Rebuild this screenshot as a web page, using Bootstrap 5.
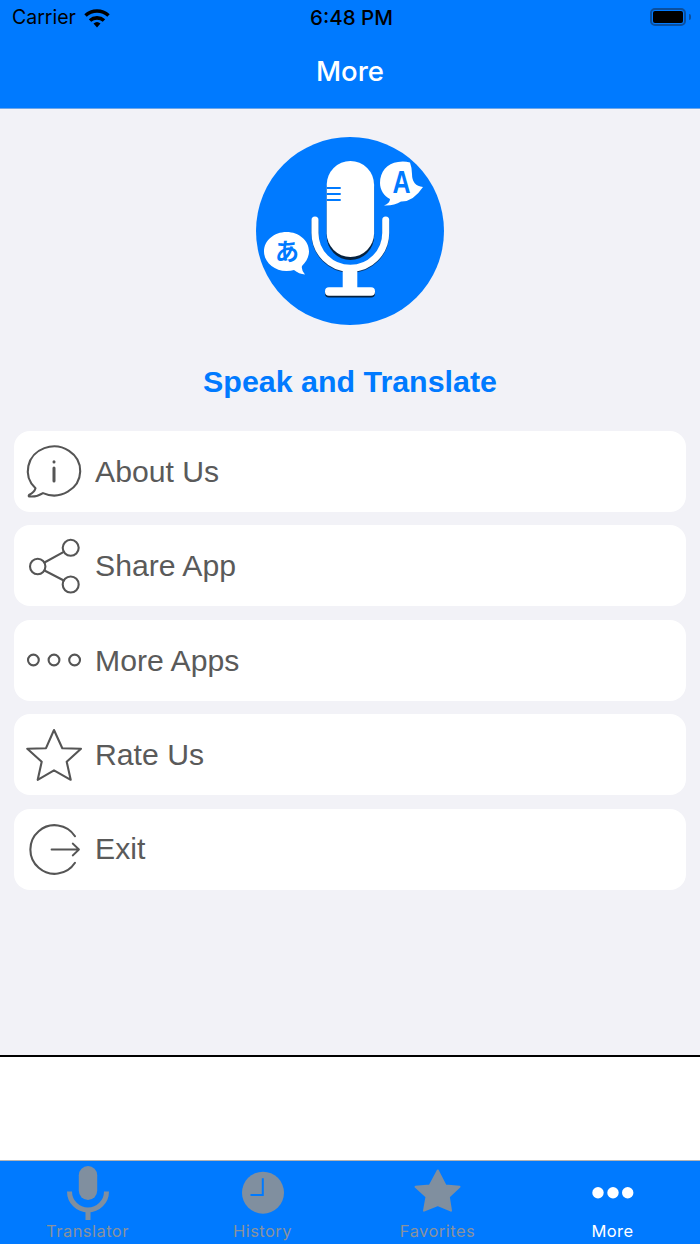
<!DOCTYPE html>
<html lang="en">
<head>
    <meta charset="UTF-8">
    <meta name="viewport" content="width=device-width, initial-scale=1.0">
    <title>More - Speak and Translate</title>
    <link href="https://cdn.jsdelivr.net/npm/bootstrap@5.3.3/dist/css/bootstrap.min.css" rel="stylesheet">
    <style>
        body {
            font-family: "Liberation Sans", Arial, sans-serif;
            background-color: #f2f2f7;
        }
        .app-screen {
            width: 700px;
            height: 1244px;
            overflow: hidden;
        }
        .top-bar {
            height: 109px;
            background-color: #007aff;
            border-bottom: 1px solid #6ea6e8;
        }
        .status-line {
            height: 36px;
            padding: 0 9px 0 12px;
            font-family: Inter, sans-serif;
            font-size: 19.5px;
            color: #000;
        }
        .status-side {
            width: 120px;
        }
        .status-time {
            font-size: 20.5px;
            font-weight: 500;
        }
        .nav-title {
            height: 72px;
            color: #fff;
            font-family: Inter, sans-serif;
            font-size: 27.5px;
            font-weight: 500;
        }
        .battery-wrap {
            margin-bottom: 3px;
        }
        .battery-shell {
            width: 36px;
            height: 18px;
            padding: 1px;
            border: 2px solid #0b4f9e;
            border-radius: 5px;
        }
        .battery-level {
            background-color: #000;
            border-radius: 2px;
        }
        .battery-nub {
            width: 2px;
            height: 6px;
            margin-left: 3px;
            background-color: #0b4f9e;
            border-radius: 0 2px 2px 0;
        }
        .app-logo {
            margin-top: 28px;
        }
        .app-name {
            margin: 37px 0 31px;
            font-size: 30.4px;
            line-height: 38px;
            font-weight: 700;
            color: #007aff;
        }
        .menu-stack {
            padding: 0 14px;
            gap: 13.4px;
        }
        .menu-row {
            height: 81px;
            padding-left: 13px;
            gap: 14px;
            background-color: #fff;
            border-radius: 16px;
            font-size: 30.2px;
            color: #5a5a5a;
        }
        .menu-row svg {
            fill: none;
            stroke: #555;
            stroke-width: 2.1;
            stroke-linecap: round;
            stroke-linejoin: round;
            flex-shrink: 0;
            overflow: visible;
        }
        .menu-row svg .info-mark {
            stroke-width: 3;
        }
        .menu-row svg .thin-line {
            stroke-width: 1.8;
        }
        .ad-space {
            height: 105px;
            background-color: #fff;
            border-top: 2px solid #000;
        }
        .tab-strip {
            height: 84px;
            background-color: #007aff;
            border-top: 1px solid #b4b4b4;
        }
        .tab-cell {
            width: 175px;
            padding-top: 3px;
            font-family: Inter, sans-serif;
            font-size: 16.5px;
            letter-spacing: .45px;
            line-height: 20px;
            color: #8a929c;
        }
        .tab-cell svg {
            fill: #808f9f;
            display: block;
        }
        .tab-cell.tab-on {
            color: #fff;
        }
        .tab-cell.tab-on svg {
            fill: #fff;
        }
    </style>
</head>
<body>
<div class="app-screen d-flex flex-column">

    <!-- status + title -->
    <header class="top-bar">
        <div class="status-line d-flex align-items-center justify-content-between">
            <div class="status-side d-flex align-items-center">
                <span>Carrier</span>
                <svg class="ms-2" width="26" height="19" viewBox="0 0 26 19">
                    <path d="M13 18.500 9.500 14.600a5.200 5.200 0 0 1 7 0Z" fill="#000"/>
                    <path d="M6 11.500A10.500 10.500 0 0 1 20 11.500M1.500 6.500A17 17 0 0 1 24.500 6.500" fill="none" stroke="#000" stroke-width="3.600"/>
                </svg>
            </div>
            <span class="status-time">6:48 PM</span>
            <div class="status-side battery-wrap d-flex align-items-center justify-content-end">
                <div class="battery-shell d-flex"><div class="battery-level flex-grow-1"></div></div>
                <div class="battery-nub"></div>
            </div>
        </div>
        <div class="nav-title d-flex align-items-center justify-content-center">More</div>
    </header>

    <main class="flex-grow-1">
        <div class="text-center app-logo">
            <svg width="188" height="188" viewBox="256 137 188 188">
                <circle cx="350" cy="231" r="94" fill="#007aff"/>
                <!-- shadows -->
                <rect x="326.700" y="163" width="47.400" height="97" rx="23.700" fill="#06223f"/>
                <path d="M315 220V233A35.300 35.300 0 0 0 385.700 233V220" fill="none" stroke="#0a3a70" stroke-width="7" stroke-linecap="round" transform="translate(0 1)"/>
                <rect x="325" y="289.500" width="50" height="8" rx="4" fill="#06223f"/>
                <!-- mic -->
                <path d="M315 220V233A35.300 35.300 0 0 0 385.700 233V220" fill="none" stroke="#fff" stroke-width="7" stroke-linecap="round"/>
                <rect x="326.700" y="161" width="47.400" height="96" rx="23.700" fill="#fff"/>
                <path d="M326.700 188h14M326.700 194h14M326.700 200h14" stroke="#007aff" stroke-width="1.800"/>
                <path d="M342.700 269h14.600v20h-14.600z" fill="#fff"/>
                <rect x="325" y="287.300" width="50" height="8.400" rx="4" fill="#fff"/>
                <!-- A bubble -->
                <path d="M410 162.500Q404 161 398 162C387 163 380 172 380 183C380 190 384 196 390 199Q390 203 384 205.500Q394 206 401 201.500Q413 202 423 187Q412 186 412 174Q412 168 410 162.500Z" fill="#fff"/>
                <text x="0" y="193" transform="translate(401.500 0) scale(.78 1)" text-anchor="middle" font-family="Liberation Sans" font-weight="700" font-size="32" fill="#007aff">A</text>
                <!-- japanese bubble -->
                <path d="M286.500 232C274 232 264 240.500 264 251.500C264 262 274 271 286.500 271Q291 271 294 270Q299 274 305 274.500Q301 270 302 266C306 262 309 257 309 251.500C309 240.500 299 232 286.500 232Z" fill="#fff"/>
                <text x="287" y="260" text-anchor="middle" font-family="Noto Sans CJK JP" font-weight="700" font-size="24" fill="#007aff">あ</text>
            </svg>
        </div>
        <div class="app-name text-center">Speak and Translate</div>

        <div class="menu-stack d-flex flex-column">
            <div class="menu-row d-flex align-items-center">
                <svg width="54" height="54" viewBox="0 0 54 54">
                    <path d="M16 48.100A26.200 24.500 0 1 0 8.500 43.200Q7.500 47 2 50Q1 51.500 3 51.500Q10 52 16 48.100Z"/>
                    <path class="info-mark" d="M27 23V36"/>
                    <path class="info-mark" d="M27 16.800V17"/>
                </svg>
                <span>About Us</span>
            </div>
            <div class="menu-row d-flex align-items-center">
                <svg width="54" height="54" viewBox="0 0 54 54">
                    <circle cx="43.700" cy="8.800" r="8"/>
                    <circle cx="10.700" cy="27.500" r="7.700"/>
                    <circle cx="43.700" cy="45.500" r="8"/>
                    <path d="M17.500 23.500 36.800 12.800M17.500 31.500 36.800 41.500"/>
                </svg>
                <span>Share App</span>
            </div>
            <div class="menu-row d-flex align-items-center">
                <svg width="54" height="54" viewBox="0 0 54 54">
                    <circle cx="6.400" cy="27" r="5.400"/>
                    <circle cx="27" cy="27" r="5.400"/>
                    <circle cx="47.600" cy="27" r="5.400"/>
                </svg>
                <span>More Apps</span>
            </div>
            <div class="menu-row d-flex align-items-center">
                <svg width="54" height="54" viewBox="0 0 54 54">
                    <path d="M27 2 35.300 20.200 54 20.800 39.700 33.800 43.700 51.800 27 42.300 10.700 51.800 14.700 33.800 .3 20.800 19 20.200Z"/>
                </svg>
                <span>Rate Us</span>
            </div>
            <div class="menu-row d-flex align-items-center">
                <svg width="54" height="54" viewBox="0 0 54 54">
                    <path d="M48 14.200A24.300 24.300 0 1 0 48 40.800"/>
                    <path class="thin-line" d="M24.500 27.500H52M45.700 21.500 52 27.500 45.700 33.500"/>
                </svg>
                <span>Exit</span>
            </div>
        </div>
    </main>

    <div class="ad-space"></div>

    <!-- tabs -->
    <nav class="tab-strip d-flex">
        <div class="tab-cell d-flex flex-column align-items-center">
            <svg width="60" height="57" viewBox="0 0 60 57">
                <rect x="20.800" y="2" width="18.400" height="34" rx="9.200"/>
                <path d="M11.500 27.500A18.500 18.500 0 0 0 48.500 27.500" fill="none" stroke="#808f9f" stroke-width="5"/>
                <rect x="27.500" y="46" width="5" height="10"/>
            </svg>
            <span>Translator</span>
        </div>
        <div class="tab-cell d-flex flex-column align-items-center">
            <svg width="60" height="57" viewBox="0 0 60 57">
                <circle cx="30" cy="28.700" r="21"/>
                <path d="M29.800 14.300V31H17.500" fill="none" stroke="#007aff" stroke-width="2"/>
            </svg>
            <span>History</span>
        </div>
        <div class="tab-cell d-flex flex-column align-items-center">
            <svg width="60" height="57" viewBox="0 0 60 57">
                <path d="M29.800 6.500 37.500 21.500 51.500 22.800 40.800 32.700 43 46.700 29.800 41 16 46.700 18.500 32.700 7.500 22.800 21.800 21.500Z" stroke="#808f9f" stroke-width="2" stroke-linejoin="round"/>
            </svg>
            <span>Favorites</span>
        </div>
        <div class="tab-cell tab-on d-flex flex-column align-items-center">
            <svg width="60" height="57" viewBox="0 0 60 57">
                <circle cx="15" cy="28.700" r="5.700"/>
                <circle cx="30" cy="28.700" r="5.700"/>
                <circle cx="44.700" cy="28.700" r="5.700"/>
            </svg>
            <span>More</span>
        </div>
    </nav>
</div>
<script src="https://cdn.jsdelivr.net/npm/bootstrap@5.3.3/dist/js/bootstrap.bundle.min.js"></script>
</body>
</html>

...

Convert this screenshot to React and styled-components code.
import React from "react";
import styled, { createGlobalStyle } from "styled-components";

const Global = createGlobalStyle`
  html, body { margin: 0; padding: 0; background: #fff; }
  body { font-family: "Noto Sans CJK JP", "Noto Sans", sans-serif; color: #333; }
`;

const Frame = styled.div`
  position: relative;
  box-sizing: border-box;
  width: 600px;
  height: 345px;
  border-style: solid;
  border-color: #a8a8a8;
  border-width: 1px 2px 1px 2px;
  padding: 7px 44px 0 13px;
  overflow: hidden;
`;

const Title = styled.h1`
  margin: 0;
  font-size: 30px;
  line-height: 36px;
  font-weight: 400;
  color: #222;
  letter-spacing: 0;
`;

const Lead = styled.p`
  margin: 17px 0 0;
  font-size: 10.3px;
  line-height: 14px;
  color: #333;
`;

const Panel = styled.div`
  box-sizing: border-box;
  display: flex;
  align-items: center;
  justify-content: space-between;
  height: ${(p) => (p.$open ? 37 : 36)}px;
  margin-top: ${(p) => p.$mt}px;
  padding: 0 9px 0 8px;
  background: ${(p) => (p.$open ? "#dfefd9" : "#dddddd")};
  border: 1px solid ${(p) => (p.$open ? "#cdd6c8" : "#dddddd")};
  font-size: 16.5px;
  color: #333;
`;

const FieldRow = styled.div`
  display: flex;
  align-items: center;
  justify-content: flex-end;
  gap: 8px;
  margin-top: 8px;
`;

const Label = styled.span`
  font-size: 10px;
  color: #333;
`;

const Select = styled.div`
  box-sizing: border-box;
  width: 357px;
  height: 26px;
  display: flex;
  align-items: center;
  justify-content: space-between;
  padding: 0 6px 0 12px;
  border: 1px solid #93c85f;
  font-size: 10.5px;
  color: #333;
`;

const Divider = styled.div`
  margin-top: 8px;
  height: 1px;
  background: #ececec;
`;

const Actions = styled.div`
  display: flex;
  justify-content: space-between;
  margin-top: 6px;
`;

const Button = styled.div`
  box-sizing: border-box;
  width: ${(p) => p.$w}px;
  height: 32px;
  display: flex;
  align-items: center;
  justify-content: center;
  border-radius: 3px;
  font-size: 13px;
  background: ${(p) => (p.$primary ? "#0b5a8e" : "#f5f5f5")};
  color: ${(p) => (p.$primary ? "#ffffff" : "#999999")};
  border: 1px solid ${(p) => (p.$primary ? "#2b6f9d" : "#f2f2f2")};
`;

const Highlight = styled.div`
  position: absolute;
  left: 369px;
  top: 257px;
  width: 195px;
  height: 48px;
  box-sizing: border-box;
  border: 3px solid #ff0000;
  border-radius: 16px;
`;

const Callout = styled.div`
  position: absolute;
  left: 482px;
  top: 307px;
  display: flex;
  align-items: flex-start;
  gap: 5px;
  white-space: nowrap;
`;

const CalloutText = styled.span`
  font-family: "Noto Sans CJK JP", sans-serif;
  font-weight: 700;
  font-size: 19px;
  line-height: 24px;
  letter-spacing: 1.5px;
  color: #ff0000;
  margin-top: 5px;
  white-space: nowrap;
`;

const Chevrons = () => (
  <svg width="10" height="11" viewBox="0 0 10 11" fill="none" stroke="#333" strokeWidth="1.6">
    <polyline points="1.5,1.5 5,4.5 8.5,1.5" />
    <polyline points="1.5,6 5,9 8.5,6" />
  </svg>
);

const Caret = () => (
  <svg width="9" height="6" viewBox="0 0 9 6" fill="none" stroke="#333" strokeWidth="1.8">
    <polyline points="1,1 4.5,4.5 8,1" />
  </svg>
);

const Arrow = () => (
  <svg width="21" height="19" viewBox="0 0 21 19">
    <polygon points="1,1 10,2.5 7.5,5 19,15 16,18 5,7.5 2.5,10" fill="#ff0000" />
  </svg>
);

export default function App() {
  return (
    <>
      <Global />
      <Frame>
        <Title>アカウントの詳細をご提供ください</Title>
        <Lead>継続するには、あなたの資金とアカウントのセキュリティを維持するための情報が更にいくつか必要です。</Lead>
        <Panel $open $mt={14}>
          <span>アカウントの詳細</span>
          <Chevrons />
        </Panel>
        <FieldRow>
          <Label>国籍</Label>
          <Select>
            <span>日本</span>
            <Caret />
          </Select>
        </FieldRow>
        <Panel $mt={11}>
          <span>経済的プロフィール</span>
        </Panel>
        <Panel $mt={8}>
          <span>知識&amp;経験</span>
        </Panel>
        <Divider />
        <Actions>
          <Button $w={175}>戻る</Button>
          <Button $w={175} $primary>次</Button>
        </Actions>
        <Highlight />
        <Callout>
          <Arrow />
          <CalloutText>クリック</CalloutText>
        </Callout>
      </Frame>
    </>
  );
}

* * *

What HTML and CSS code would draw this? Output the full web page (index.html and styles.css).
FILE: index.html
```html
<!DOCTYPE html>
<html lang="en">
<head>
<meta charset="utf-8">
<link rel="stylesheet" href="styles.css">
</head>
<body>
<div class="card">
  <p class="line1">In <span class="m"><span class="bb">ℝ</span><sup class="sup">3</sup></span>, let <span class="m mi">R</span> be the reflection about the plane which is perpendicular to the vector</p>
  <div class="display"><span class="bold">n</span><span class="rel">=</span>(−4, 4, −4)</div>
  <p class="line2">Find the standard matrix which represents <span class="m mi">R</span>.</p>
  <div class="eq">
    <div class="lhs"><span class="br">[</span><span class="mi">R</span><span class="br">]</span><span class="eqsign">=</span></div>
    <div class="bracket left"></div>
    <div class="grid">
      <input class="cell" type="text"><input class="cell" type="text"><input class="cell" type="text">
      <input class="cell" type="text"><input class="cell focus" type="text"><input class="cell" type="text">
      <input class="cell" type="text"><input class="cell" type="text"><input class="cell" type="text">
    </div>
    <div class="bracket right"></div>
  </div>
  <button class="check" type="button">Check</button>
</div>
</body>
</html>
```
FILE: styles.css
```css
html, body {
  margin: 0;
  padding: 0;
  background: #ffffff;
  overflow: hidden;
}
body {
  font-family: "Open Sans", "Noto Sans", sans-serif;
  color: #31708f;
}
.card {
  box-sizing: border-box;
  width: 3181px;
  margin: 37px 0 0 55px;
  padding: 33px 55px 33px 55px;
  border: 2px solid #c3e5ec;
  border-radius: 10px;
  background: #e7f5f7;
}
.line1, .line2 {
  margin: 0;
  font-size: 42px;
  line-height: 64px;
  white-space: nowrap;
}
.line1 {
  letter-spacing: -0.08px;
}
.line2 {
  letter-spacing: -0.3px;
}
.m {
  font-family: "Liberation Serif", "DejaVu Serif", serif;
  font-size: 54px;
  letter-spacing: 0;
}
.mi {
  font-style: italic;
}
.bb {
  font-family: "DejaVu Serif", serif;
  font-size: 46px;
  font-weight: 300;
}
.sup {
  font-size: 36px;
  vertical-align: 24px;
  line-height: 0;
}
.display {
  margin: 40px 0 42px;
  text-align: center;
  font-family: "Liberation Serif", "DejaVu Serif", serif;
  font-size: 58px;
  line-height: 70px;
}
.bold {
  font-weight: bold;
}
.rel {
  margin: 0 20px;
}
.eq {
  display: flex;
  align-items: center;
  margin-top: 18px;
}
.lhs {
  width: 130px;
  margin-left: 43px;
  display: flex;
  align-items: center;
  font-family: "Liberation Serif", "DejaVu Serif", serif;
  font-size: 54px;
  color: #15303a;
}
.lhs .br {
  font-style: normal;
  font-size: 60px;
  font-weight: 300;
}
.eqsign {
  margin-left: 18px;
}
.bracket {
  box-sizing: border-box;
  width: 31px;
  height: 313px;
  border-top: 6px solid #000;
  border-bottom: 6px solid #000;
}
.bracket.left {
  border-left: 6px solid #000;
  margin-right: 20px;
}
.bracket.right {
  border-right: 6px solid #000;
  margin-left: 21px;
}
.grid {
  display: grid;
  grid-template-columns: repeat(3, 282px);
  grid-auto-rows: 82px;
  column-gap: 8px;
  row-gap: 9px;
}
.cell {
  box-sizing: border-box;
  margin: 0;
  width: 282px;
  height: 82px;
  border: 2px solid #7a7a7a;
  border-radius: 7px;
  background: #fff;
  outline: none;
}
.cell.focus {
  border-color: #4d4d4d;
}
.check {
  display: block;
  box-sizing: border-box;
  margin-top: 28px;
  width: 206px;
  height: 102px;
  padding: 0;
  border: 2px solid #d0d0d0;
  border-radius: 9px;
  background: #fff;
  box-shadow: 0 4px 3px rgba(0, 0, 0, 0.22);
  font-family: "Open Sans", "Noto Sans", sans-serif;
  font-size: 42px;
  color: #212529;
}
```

:: What to produce ::
Look through the material above and pick out each line holding the word "components".

:: Correct output ::
Convert this screenshot to React and styled-components code.
import styled, { createGlobalStyle } from "styled-components";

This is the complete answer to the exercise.